SHORT PROBLEM:
Review the listing and copy each line that holds the word "styles".

MATERIAL PROVIDED:
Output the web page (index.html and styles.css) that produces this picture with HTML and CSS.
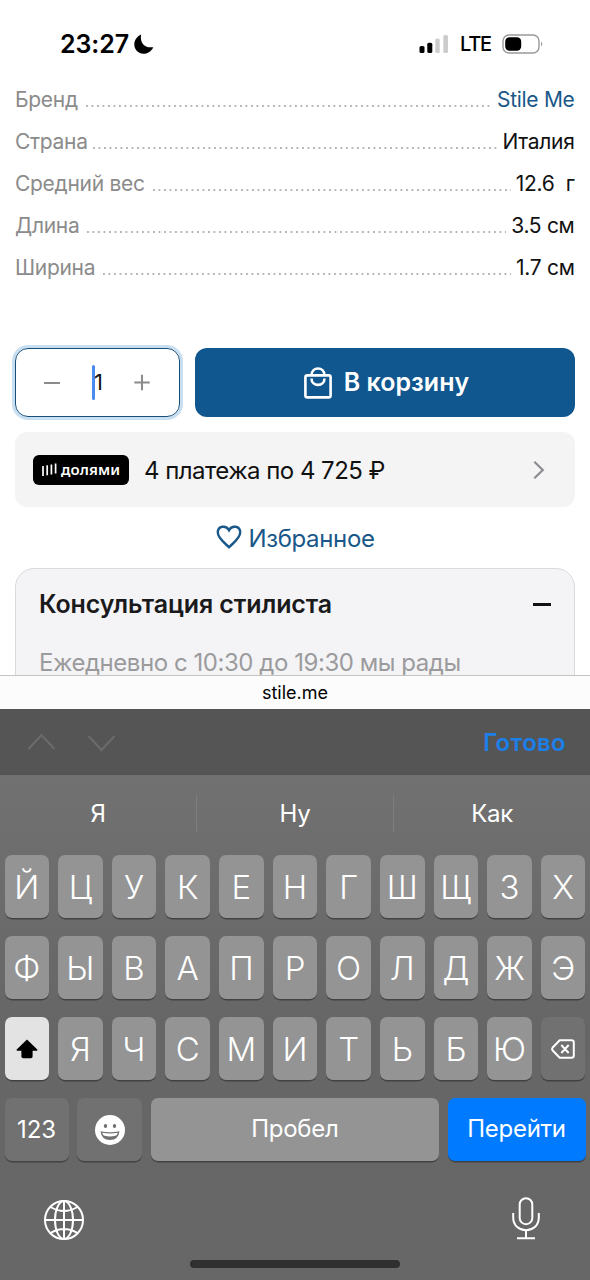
FILE: index.html
```html
<!DOCTYPE html>
<html lang="ru">
<head>
<meta charset="utf-8">
<title>Stile Me</title>
<link rel="stylesheet" href="styles.css">
</head>
<body>
<header class="status">
  <span class="clock">23:27</span>
  <svg class="moon" width="20" height="22" viewBox="0 0 20 22"><path d="M7.2 1.4C5.8 7.8 8.9 15.5 19.3 14.2C17 19 12.8 20.8 9.4 20.8C4.2 20.8 .3 16.5 .3 11.3C.3 6.9 3.2 3 7.2 1.4Z"/></svg>
  <svg class="signal" width="30" height="20" viewBox="0 0 30 20"><rect x="0.5" y="12" width="5" height="7" rx="1.6"/><rect x="8.3" y="8.7" width="5" height="10.3" rx="1.6"/><g fill="#ccc"><rect x="16.3" y="4.5" width="4.4" height="14.5" rx="1.6"/><rect x="24.3" y="1" width="4.7" height="18" rx="1.6"/></g></svg>
  <span class="network">LTE</span>
  <svg class="battery" width="42" height="20" viewBox="0 0 42 20"><rect x="1" y="1" width="36" height="18" rx="6" fill="none" stroke="#999" stroke-width="1.4"/><rect x="3.2" y="3.2" width="16" height="13.6" rx="4.2"/><path d="M39 7.5Q41.5 10 39 12.5Z" fill="#999"/></svg>
</header>
<main class="page">
  <dl class="specs">
    <div class="spec"><dt>Бренд</dt><i class="dots"></i><dd class="brand">Stile Me</dd></div>
    <div class="spec"><dt>Страна</dt><i class="dots near"></i><dd>Италия</dd></div>
    <div class="spec"><dt>Средний вес</dt><i class="dots"></i><dd>12.6&nbsp; г</dd></div>
    <div class="spec"><dt>Длина</dt><i class="dots"></i><dd>3.5 см</dd></div>
    <div class="spec"><dt>Ширина</dt><i class="dots"></i><dd>1.7 см</dd></div>
  </dl>
  <div class="buy">
    <div class="qty">
      <svg width="18" height="18" viewBox="0 0 18 18"><path d="M1 9H17"/></svg>
      <span class="amount"><i class="caret"></i>1</span>
      <svg width="18" height="18" viewBox="0 0 18 18"><path d="M1.3 8.5H16.7M9 .8V16.2"/></svg>
    </div>
    <button class="cart">
      <svg width="28" height="32" viewBox="0 0 28 32"><rect x="1.4" y="8.4" width="25.2" height="22" rx="2"/><path d="M7.5 8.4C7.5-.8 20.5-.8 20.5 8.4M7.5 11.5C7.5 20 20.5 20 20.5 11.5"/></svg>
      <span>В корзину</span>
    </button>
  </div>
  <div class="split">
    <span class="dolyame"><svg width="15" height="14" viewBox="0 0 15 14"><path d="M1 3V13M5.2 2.2V12.2M9.4 1.4V11.4M13.6 .6V10.6"/></svg><span>долями</span></span>
    <span class="split-text">4 платежа по 4 725 ₽</span>
    <svg class="more" width="12" height="20" viewBox="0 0 12 20"><path d="M1.3 1.8L9.8 10L1.3 18.2"/></svg>
  </div>
  <div class="favorite">
    <svg width="26" height="24" viewBox="0 0 26 24"><path d="M13 22.2C9.5 18.7 1.8 13.5 1.8 7.6C1.8 .7 10 -.2 13 5.2C16-.2 24.2 .7 24.2 7.6C24.2 13.5 16.5 18.7 13 22.2Z"/></svg>
    <span>Избранное</span>
  </div>
  <section class="stylist">
    <div class="stylist-head"><h2>Консультация стилиста</h2><i class="minus"></i></div>
    <p>Ежедневно с 10:30 до 19:30 мы рады</p>
  </section>
</main>
<div class="address">stile.me</div>
<div class="accessory">
  <svg width="90" height="20" viewBox="0 0 90 20"><path d="M1.5 17L14.5 3L27.5 17M61.5 4L74.5 18L87.5 4"/></svg>
  <span>Готово</span>
</div>
<div class="keyboard">
  <div class="suggest"><span>Я</span><span>Ну</span><span>Как</span></div>
  <div class="row"><b>Й</b><b>Ц</b><b>У</b><b>К</b><b>Е</b><b>Н</b><b>Г</b><b>Ш</b><b>Щ</b><b>З</b><b>Х</b></div>
  <div class="row"><b>Ф</b><b>Ы</b><b>В</b><b>А</b><b>П</b><b>Р</b><b>О</b><b>Л</b><b>Д</b><b>Ж</b><b>Э</b></div>
  <div class="row">
    <b class="shift"><svg width="24" height="22" viewBox="0 0 24 22"><path d="M12 1.4L22.3 11.5Q23 12.8 21.5 12.8H17.6V18.5Q17.6 20.3 15.8 20.3H8.2Q6.4 20.3 6.4 18.5V12.8H2.5Q1 12.8 1.7 11.5Z"/></svg></b>
    <b>Я</b><b>Ч</b><b>С</b><b>М</b><b>И</b><b>Т</b><b>Ь</b><b>Б</b><b>Ю</b>
    <b class="dark"><svg class="line" width="24" height="20" viewBox="0 0 24 20"><path d="M8.7 1.2H20.5Q22.8 1.2 22.8 3.5V16.5Q22.8 18.8 20.5 18.8H8.7L1.7 11.5Q.5 10 1.7 8.5ZM10.3 6L17.7 14M17.7 6L10.3 14"/></svg></b>
  </div>
  <div class="row bottom">
    <b class="dark num">123</b>
    <b class="dark"><svg width="30" height="30" viewBox="0 0 30 30"><circle cx="15" cy="15" r="15" fill="#fff"/><ellipse cx="10.5" cy="11" rx="1.7" ry="2.1" fill="#717171"/><ellipse cx="19.5" cy="11" rx="1.7" ry="2.1" fill="#717171"/><path d="M5.5 16.3Q15 18.3 24.5 16.3Q23.5 25 15 25Q6.5 25 5.5 16.3Z" fill="#717171"/><path d="M7.2 17.8Q15 19.2 22.8 17.8Q22.2 20.4 20.5 20.8Q15 22 9.5 20.8Q7.8 20.4 7.2 17.8Z" fill="#fff"/></svg></b>
    <b class="space">Пробел</b>
    <b class="go">Перейти</b>
  </div>
  <div class="system">
    <svg class="line" width="40" height="40" viewBox="0 0 40 40"><circle cx="20" cy="20" r="19"/><ellipse cx="20" cy="20" rx="9" ry="19"/><path d="M20 1V39M1 20H39M6.5 7Q20 15 33.5 7M6.5 33Q20 25 33.5 33"/></svg>
    <svg class="line mic" width="28" height="43" viewBox="0 0 28 43"><rect x="7.7" y="1.2" width="12.6" height="26" rx="6.3"/><path d="M1.2 16V20.5C1.2 37.5 26.8 37.5 26.8 20.5V16M14 33.5V41.3M5 41.3H23"/></svg>
  </div>
  <div class="home"></div>
</div>
</body>
</html>
```
FILE: styles.css
```css
* { box-sizing: border-box; }
body { margin: 0; width: 590px; height: 1280px; overflow: hidden; background: #fff; color: #111; font-family: Inter, "Liberation Sans", sans-serif; }
svg { display: block; flex: none; }
.status { height: 79px; padding: 9px 46px 0 60px; display: flex; align-items: center; color: #000; }
.clock { width: 70px; font-size: 25px; font-weight: 600; letter-spacing: -.1px; white-space: nowrap; }
.moon { margin-left: 4px; }
.signal { margin-left: auto; }
.network { width: 31px; margin: 0 11px; font-size: 20px; font-weight: 500; letter-spacing: -1.2px; }
.page { height: 596px; padding: 0 15px; overflow: hidden; }
.specs { margin: 0; }
.spec { height: 42px; display: flex; align-items: center; font-size: 21px; line-height: 42px; letter-spacing: -.3px; white-space: nowrap; }
.spec dt { color: #8b8b8b; }
.spec dd { margin: 0 .5px 0 0; }
.spec .brand { color: #195889; }
.dots { flex: 1; height: 2px; margin: 11px 5px 0 8px; background: radial-gradient(circle at 1px 1px, #b5b5b5 .9px, transparent 1.1px) 0 0 / 5.5px 2px repeat-x; }
.dots.near { margin-left: 5px; }
.buy { display: flex; gap: 15px; height: 69px; margin-top: 59px; }
.qty { width: 165px; border: 1.5px solid #164f7c; border-radius: 13px; box-shadow: 0 0 0 3px #c9dff0; display: flex; justify-content: space-between; align-items: center; padding: 0 28px 0 27px; }
.qty svg { fill: none; stroke: #8b8b8b; stroke-width: 2; }
.amount { display: flex; align-items: center; font-size: 22px; line-height: 35px; margin-top: -1px; letter-spacing: -1px; }
.caret { width: 3px; height: 35px; margin-right: -1px; border-radius: 2px; background: #478af0; }
.cart { flex: 1; border: 0; border-radius: 12px; background: #10578f; color: #fff; display: flex; align-items: center; justify-content: center; gap: 12px; font: 600 25px Inter, sans-serif; padding: 0 0 0 3px; }
.cart svg { fill: none; stroke: #fff; stroke-width: 2.6; }
.cart span { margin-top: -1px; }
.split { height: 75px; margin-top: 15px; padding: 0 30px 0 18px; background: #f4f4f4; border-radius: 12px; display: flex; align-items: center; }
.dolyame { width: 96px; height: 30px; border-radius: 6px; background: #000; color: #fff; display: flex; align-items: center; justify-content: center; gap: 4px; font: 600 15px "Noto Sans", sans-serif; letter-spacing: .1px; }
.dolyame span { margin-top: -2px; }
.dolyame svg { fill: none; stroke: #fff; stroke-width: 1.7; }
.split-text { margin: 1px 0 0 15px; font-size: 24px; letter-spacing: -.53px; white-space: nowrap; }
.more { margin-left: auto; fill: none; stroke: #8c8c92; stroke-width: 2.2; }
.favorite { height: 61px; padding: 1px 0 0 1px; display: flex; align-items: center; justify-content: center; gap: 6px; font-size: 24px; letter-spacing: -.35px; color: #195889; }
.favorite svg { fill: none; stroke: currentColor; stroke-width: 2.4; margin-top: -2px; }
.stylist { height: 140px; border: 1px solid #dadadc; border-radius: 19px 19px 0 0; background: #f4f4f6; padding: 0 23px; white-space: nowrap; }
.stylist-head { height: 70px; display: flex; align-items: center; justify-content: space-between; }
.stylist h2 { margin: 0; font-size: 25px; font-weight: 600; letter-spacing: -.12px; color: #1a1a1c; }
.minus { width: 18px; height: 3px; background: #111; }
.stylist p { margin: 12px 0 0; font-size: 24px; line-height: 24px; letter-spacing: -.45px; color: #9b9b9d; }
.address { height: 34px; border-top: 1px solid #c4c4c4; background: #fcfcfc; color: #000; text-align: center; font-size: 18px; line-height: 34px; }
.accessory { height: 66px; padding: 0 24px 0 27px; display: flex; align-items: center; justify-content: space-between; background: #555; color: #1c7fe8; font-size: 24px; font-weight: 600; letter-spacing: .3px; }
.accessory svg { fill: none; stroke: #6b6b6b; stroke-width: 2; }
.keyboard { height: 505px; padding: 0 4.5px; background: linear-gradient(#717171, #666 50%, #676767); color: #fff; }
.suggest { height: 80px; margin: 0 -4.5px; display: flex; align-items: center; font-size: 24px; letter-spacing: -.3px; }
.suggest span { flex: 1; height: 37px; line-height: 38px; text-align: center; margin-top: -4px; }
.suggest span + span { border-left: 1px solid #7e7e7e; }
.row { height: 63px; display: grid; grid-template-columns: repeat(11, 1fr); gap: 9.2px; margin-bottom: 18.1px; }
.row b { min-width: 0; display: flex; align-items: center; justify-content: center; border-radius: 7px; background: #949494; box-shadow: 0 1.4px 0 #424242; font-size: 33px; font-weight: 350; }
.row .dark { background: #717171; }
.row .shift { background: #e3e3e3; }
.shift svg { fill: #000; }
.line { fill: none; stroke: #fff; stroke-width: 2; stroke-linejoin: round; }
.bottom { grid-template-columns: 64px 65px 1fr 138px; gap: 8.8px; }
.row .num, .row .space, .row .go { font-size: 24px; font-weight: 400; }
.row .space, .row .go { padding-bottom: 3px; letter-spacing: -.3px; }
.row .go { background: #007aff; }
.system { height: 64px; margin: 24px 0 11px; padding: 6px 45.5px 0 39px; display: flex; align-items: center; justify-content: space-between; }
.mic { margin-top: -3px; }
.home { width: 210px; height: 7.5px; margin: 0 auto; border-radius: 4px; background: #303030; }
```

FINAL ANSWER:
Output the web page (index.html and styles.css) that produces this picture with HTML and CSS.
<link rel="stylesheet" href="styles.css">
FILE: styles.css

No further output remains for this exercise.